## INFORMATION SUPPLIED
------
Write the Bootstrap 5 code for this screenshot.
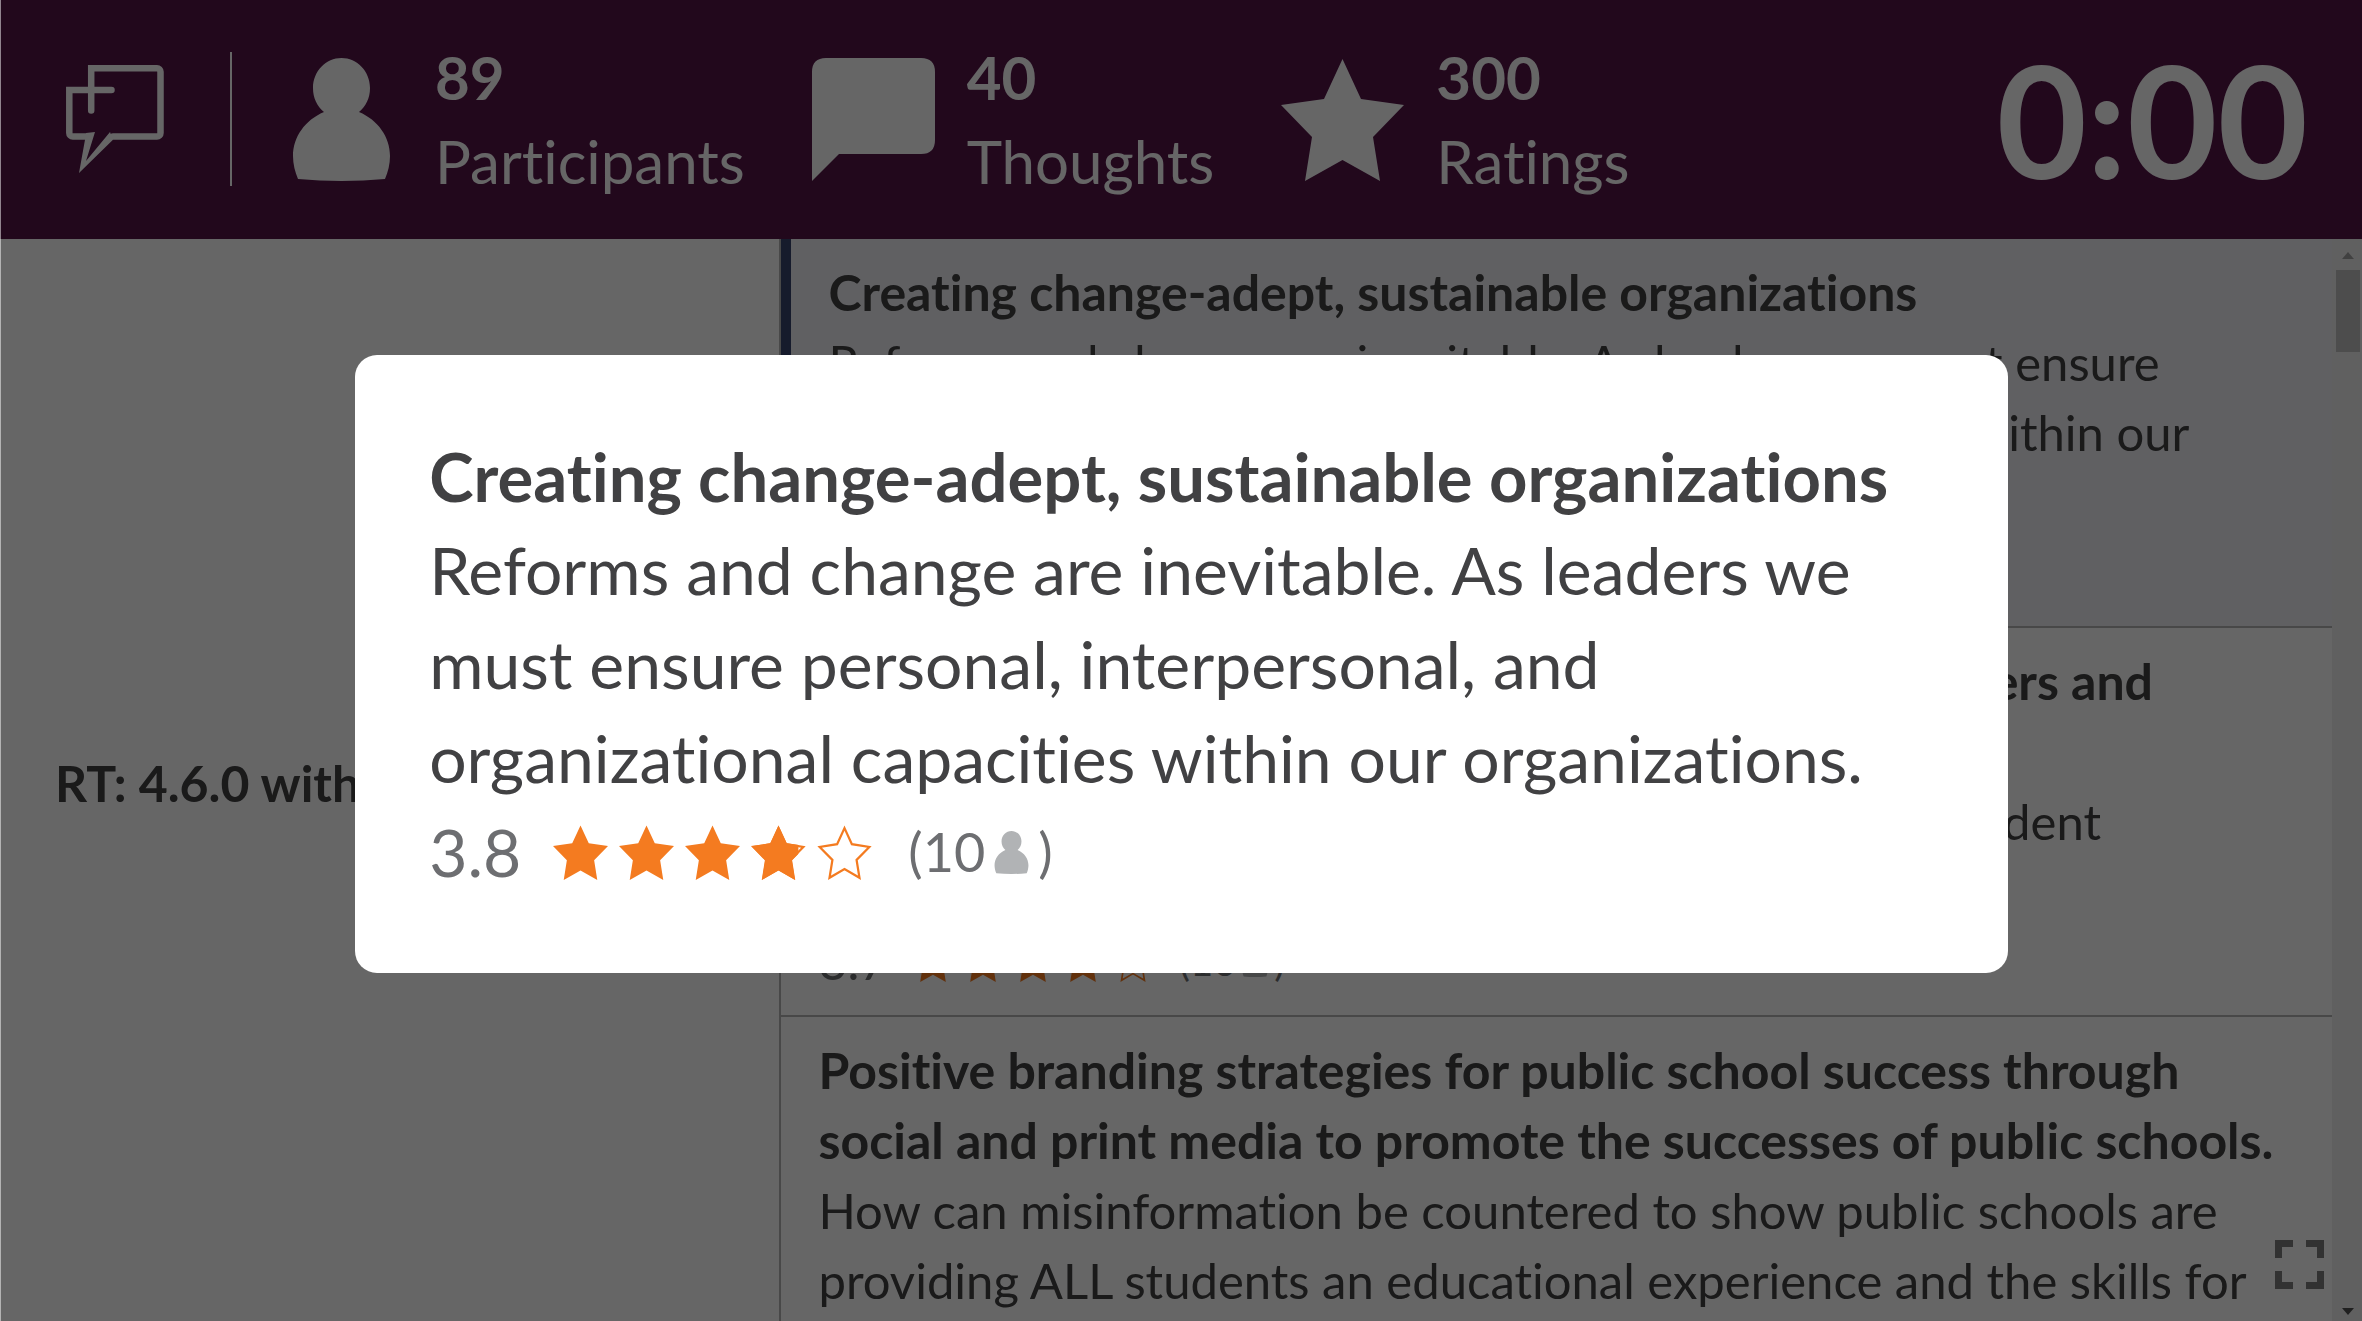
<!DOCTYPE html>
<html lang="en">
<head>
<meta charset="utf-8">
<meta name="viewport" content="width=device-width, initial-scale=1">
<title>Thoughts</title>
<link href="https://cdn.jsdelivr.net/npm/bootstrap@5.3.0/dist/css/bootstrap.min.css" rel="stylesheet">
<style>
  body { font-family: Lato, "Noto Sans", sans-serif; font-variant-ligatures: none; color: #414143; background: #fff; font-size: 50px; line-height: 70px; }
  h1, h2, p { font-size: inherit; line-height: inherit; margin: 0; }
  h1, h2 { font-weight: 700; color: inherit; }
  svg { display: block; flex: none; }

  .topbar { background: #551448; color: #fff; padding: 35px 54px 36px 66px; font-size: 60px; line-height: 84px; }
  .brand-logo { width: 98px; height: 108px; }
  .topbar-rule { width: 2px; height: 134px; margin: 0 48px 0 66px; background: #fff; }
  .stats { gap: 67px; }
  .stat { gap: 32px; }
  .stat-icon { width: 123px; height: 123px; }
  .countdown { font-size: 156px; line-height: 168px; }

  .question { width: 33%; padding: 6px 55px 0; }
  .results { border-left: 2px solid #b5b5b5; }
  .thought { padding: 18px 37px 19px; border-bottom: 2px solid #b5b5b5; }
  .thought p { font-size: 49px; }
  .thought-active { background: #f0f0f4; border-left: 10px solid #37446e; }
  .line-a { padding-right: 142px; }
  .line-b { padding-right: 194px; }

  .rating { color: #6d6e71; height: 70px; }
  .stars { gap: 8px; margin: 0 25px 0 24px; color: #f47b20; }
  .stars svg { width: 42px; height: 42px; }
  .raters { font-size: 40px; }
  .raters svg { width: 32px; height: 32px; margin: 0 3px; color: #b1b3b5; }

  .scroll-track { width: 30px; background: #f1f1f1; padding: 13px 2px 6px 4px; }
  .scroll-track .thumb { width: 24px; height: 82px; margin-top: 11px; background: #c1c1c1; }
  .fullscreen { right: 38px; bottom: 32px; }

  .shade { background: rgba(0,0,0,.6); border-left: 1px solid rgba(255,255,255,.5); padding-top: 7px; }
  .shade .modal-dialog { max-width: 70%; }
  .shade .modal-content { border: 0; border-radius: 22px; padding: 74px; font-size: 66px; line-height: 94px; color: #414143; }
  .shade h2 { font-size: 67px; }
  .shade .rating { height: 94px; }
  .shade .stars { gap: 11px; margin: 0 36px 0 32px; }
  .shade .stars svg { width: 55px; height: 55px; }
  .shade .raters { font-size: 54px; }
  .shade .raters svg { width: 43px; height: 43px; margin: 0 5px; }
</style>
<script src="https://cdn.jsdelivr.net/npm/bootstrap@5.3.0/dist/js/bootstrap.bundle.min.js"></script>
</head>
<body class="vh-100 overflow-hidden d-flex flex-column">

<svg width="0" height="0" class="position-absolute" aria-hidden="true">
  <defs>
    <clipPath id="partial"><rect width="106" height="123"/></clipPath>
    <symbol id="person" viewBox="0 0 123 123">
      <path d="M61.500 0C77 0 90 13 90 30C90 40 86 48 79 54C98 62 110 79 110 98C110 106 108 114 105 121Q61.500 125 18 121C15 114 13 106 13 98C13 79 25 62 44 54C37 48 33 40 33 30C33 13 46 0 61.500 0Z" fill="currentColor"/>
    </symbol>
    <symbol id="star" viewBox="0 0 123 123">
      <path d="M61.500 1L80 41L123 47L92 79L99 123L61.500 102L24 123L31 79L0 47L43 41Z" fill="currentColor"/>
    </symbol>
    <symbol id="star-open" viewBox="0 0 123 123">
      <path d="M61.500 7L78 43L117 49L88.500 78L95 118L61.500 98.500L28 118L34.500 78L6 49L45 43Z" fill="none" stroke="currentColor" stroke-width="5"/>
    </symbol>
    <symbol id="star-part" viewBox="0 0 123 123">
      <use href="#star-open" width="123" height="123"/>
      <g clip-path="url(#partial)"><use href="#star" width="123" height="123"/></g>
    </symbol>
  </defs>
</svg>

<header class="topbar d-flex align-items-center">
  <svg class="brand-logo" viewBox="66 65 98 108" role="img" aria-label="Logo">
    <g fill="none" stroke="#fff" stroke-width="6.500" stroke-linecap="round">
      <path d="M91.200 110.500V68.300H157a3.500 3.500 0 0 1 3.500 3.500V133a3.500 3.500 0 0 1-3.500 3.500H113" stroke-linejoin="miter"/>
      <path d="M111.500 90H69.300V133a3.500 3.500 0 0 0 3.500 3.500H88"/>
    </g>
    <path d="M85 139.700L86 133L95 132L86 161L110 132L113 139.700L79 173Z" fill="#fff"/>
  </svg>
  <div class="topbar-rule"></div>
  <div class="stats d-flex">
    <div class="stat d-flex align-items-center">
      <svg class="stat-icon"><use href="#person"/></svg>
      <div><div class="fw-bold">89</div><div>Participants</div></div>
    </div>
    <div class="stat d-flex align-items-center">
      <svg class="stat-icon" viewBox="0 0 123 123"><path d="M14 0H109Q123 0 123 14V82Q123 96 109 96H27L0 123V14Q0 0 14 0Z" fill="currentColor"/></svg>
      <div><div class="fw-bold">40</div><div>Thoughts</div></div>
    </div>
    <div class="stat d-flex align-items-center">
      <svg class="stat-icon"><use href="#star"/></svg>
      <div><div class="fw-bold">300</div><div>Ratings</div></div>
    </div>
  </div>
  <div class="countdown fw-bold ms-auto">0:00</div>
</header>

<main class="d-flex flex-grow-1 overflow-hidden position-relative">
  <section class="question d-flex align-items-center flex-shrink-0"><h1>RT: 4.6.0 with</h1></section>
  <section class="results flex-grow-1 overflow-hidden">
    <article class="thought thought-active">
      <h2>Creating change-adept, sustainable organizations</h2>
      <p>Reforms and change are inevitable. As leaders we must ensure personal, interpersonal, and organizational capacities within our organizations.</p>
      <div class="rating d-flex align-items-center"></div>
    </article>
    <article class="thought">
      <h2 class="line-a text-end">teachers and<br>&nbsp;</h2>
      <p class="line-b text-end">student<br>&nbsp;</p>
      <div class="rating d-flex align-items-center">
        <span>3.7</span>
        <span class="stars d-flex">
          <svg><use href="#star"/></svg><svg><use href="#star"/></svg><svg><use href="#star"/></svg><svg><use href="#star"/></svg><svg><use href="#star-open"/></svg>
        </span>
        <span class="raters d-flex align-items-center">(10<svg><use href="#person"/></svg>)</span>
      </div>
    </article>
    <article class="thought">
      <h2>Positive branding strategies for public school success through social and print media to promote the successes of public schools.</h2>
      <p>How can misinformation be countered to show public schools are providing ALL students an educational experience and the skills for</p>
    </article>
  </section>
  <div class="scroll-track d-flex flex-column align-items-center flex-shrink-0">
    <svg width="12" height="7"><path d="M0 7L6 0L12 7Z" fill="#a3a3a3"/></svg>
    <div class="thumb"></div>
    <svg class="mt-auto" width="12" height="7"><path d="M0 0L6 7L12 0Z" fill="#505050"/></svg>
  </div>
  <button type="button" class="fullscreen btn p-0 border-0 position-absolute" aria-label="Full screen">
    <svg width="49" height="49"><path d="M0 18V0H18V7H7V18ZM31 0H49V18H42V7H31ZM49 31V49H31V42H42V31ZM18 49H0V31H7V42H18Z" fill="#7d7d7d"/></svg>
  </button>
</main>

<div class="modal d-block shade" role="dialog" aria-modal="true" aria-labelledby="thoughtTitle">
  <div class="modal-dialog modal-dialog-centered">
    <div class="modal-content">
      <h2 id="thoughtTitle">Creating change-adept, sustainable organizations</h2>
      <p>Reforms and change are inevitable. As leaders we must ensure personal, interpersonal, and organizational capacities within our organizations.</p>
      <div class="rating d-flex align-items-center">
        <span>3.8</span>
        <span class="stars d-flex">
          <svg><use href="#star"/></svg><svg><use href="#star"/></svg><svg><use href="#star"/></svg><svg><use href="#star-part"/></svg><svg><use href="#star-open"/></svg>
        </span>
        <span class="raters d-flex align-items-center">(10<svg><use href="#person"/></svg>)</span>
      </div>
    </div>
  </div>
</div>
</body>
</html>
------
## EXERCISE REQUIREMENTS
From the first line above through the line containing "block; flex: none;", copy everything exactly, without the pictures.

## WORKED SOLUTION
Write the Bootstrap 5 code for this screenshot.
<!DOCTYPE html>
<html lang="en">
<head>
<meta charset="utf-8">
<meta name="viewport" content="width=device-width, initial-scale=1">
<title>Thoughts</title>
<link href="https://cdn.jsdelivr.net/npm/bootstrap@5.3.0/dist/css/bootstrap.min.css" rel="stylesheet">
<style>
  body { font-family: Lato, "Noto Sans", sans-serif; font-variant-ligatures: none; color: #414143; background: #fff; font-size: 50px; line-height: 70px; }
  h1, h2, p { font-size: inherit; line-height: inherit; margin: 0; }
  h1, h2 { font-weight: 700; color: inherit; }
  svg { display: block; flex: none; }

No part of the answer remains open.